12 comments on “Vancouver, Sausages, Nose Hairs

  1. No rain in Vancouver? A MIRACLE! Thanks for sharing pal!


  2. cctyker says:

    Are you facing east or west when the photo was taken?

    Ya, I know, who gives a rat, just curious.

    15C, that’s 9/5 times 15 + 32 in Fahrenheit = 59 F. Amazing. I use Celsius here in Fahrenheit land, keeps people giving me that quizzical look.

    Learned Celsius in Germany in the early 1960s when the military wanted me to be the front man in any shoot out with the Russians. Spent a little time at the Berlin Wall looking through the holes in the Wall at grey suited gun-tot’n men looking at me across about a 100 yards of open space with tank barricades and rolled barbed wire in it. The irony was who from our side would ever want to go to East Berlin? The rolled barbed wire was for the East Berlin deserters. They wanted to be on our side.

    Toodle do


    • MrJohnson says:

      I’m facing north.

      It is quite amazing The Pineapple Express was in effect apparently. American should just switch to Celsius and the metric system. No one else in this world uses inches, gallons and yards.

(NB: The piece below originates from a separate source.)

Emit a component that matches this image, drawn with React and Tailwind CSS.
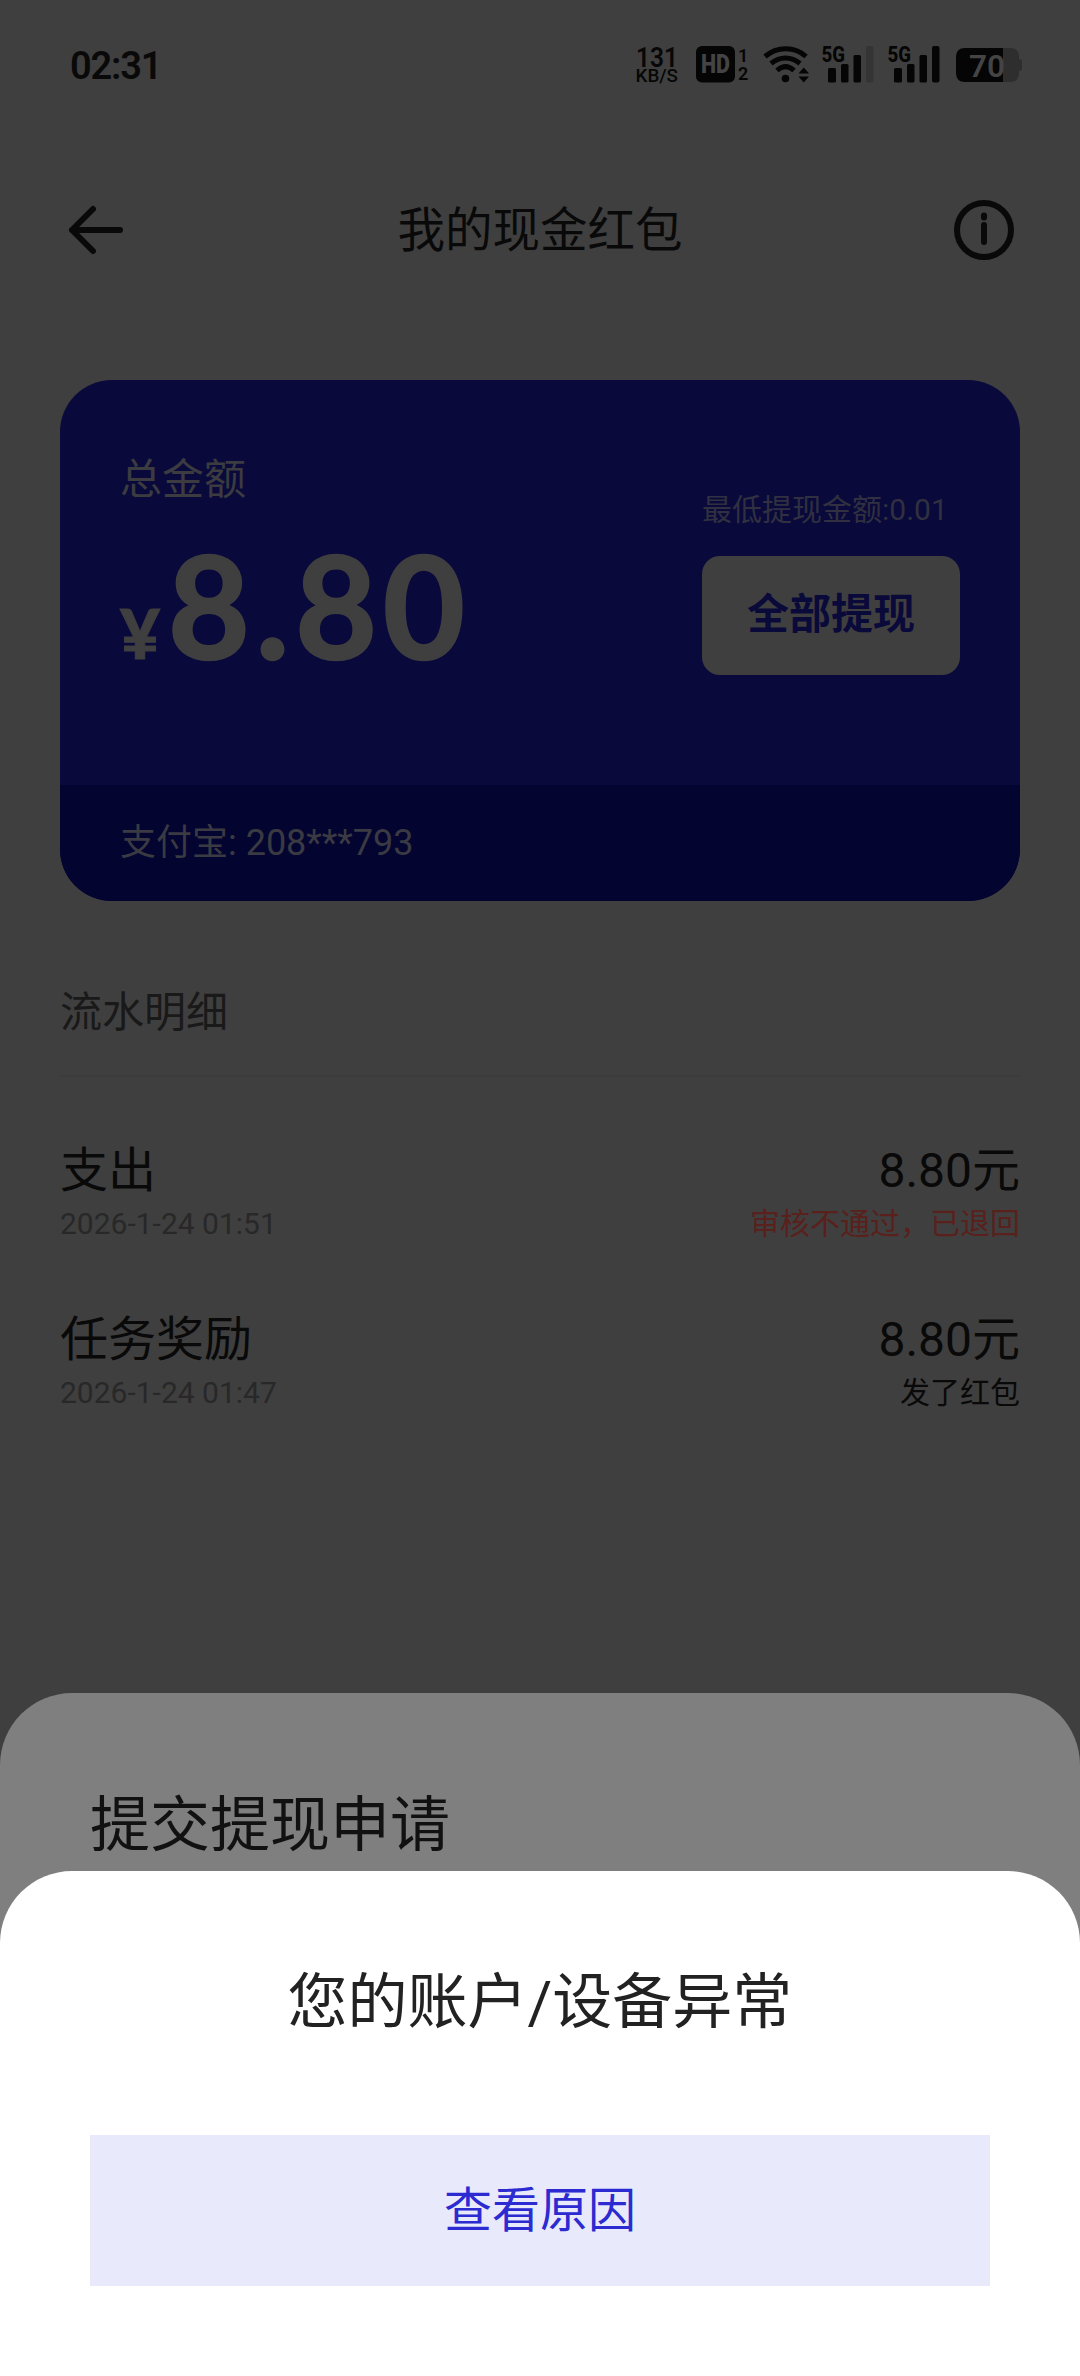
const records = [
  { title: "支出", time: "2026-1-24 01:51", amount: "8.80元", note: "审核不通过，已退回", noteClass: "text-[#5a201c]" },
  { title: "任务奖励", time: "2026-1-24 01:47", amount: "8.80元", note: "发了红包", noteClass: "text-[#090909]" },
];

function Signal({ full }) {
  return (
    <svg className="overflow-visible" width="52" height="38" viewBox="0 0 52 38" fill="#050505">
      <text x="-0.500" y="16.500" fontSize="22.500" fontWeight="800" fontFamily="Roboto" textLength="23.500" lengthAdjust="spacingAndGlyphs">5G</text>
      <rect x="6" y="23" width="8" height="14.5" rx="1.5" />
      <rect x="19" y="19" width="7.5" height="18.5" rx="1.5" />
      <rect x="31.5" y="10" width="7.5" height="27.5" rx="1.5" />
      <rect x="44" y="1" width="7.5" height="36.5" rx="2" fill={full ? "#050505" : "#343434"} />
    </svg>
  );
}

function StatusBar() {
  return (
    <div className="flex h-[130px] items-start justify-between pl-[70px] pr-[58px] pt-[45px] text-[#090909]">
      <div className="text-[38px] font-semibold leading-[42px] tracking-[-1.2px]">02:31</div>
      <div className="flex h-[38px] items-start">
        <svg className="overflow-visible" width="42" height="38" viewBox="0 0 42 38" fill="#070707" fontFamily="Roboto" fontWeight="600">
          <text x="-2" y="21.500" fontSize="28" textLength="42" lengthAdjust="spacingAndGlyphs">131</text>
          <text x="-2.500" y="37" fontSize="19" fontWeight="500" textLength="42.500" lengthAdjust="spacingAndGlyphs">KB/S</text>
        </svg>
        <svg className="ml-[16px] mr-px overflow-visible" width="52" height="38" viewBox="0 0 52 38" fontFamily="Roboto" fontWeight="600">
          <rect x="0" y="1" width="39" height="36.5" rx="6" fill="#050505" />
          <text x="5" y="28" fontSize="25" fill="#444444" fontWeight="900" textLength="29" lengthAdjust="spacingAndGlyphs">HD</text>
          <text x="42" y="17" fontSize="18" fill="#050505">1</text>
          <text x="42" y="34.500" fontSize="18" fill="#050505">2</text>
        </svg>
        <svg className="ml-[14px]" width="47" height="38" viewBox="0 0 47 38" fill="none" stroke="#050505" strokeWidth="5">
          <path d="M2 11.5C14 1 32 1 43 11.5" />
          <path d="M8 18.500C17 11 28 11 37 18.500" />
          <path d="M14 25.500C19.500 20.500 25.500 20.500 31 25.500" />
          <circle cx="22.500" cy="33.500" r="3.800" fill="#050505" stroke="none" />
          <path d="M35.500 28.500L40.800 22.500L46 28.500ZM35.500 31.500H46L40.800 37.500Z" fill="#050505" stroke="none" />
        </svg>
        <div className="ml-[12px]"><Signal /></div>
        <div className="ml-[14px]"><Signal full /></div>
        <svg className="ml-[16px]" width="66" height="38" viewBox="0 0 66 38">
          <path d="M47 3H54Q63 3 63 12V14Q66 14 66 17V23Q66 26 63 26V28Q63 37 54 37H47Z" fill="#2e2e2e" />
          <path d="M9 3H47V37H9Q0 37 0 28V12Q0 3 9 3Z" fill="#050505" />
          <text x="13" y="31.500" fontSize="32" fontWeight="600" fontFamily="Roboto" fill="#444444" textLength="36" lengthAdjust="spacingAndGlyphs">70</text>
        </svg>
      </div>
    </div>
  );
}

function Header() {
  return (
    <header className="flex h-[200px] items-center justify-between px-[66px] text-[#090909]">
      <svg width="60" height="60" viewBox="0 0 60 60" fill="none" stroke="#090909" strokeWidth="6" strokeLinecap="round" strokeLinejoin="round">
        <path d="M27 9L6 30L27 51M6 30H54" />
      </svg>
      <h1 className="pt-[2px] text-[47.5px] leading-[60px]">我的现金红包</h1>
      <svg width="60" height="60" viewBox="0 0 60 60" fill="none" stroke="#090909" strokeWidth="6">
        <circle cx="30" cy="30" r="27" />
        <path d="M30 25V42M30 15.500V17.500" strokeLinecap="round" />
      </svg>
    </header>
  );
}

function BalanceCard() {
  return (
    <section className="mx-[60px] mt-[50px] flex h-[521px] flex-col overflow-hidden rounded-[52px] bg-[#09093b]">
      <div className="flex h-[405px] justify-between px-[60px]">
        <div className="flex flex-col pt-[70px] text-[#3f3f3f]">
          <div className="text-[42px] leading-[60px] text-[#3b3b40]">总金额</div>
          <div className="mt-[20px] flex h-[150px] items-baseline font-['Lato'] font-bold leading-[150px]">
            <span className="w-[48px] text-[69px] font-black [-webkit-text-stroke:1px_#3f3f3f]">¥</span>
            <span className="text-[141px] tracking-[6px] [-webkit-text-stroke:2.5px_#3f3f3f]">8.80</span>
          </div>
        </div>
        <div className="flex w-[258px] flex-col pt-[110px]">
          <div className="whitespace-nowrap text-[30px] leading-[40px] text-[#303040]">最低提现金额:0.01</div>
          <button className="mt-[26px] h-[119px] rounded-[18px] bg-[#3f3f3f] pb-[3px] text-[42px] font-bold text-[#0a0a3a]">全部提现</button>
        </div>
      </div>
      <div className="flex h-[116px] items-center bg-[#040430] px-[60px] text-[36px] text-[#3a3a42]">支付宝: 208***793</div>
    </section>
  );
}

function Records() {
  return (
    <section className="mx-[60px] mt-[82px]">
      <h2 className="text-[42px] leading-[60px] text-[#191919]">流水明细</h2>
      <div className="mt-[32px] h-[2px] bg-[#3c3c3c]" />
      <ul className="mt-[64px] flex flex-col">
        {records.map((r) => (
          <li key={r.time} className="flex h-[169px] justify-between text-[#090909]">
            <div>
              <div className="text-[48px] leading-[60px]">{r.title}</div>
              <div className="text-[30px] leading-[46px] text-[#282828]">{r.time}</div>
            </div>
            <div className="text-right">
              <div className="text-[48px] leading-[60px]">{r.amount}</div>
              <div className={"text-[30px] leading-[46px] " + r.noteClass}>{r.note}</div>
            </div>
          </li>
        ))}
      </ul>
    </section>
  );
}

export default function App() {
  return (
    <div className="relative h-[2376px] w-[1080px] overflow-hidden bg-[#3f3f3f] font-['Roboto','Noto_Sans_CJK_SC',sans-serif]">
      <StatusBar />
      <Header />
      <BalanceCard />
      <Records />
      <div className="absolute inset-x-0 bottom-0 h-[683px] rounded-t-[72px] bg-[#7f7f7f] px-[90px] pt-[93px]">
        <h2 className="text-[60px] leading-[80px] text-[#111111]">提交提现申请</h2>
      </div>
      <div className="absolute inset-x-0 bottom-0 flex h-[505px] flex-col rounded-t-[72px] bg-white px-[90px] pt-[92px]">
        <h2 className="text-center text-[60px] leading-[80px] text-[#222222]">您的账户/设备异常</h2>
        <button className="mt-[92px] h-[151px] bg-[#e8eafc] text-[48px] text-[#2c2bd1]">查看原因</button>
      </div>
    </div>
  );
}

      You were a soldier in the military? Following your father’s footsteps. I guess you have some stories to tell.


  3. culturemonk says:

    hey dude, i’m not sure what email your using, but i sent one to your old email address….we want to have you on as a guest on our live streaming show. let me know


  4. Jatinder says:

    I pluck my hose hairs with my fingers!


  5. Wanda says:

    LOL! Talk about a random post! Random, but enjoyable. 🙂


  6. You Can Only Be You says:

    “I think I am done with this post.” You are too funny. Love a good morning laugh from your posts. Looking forward to more. Enjoy your weekend!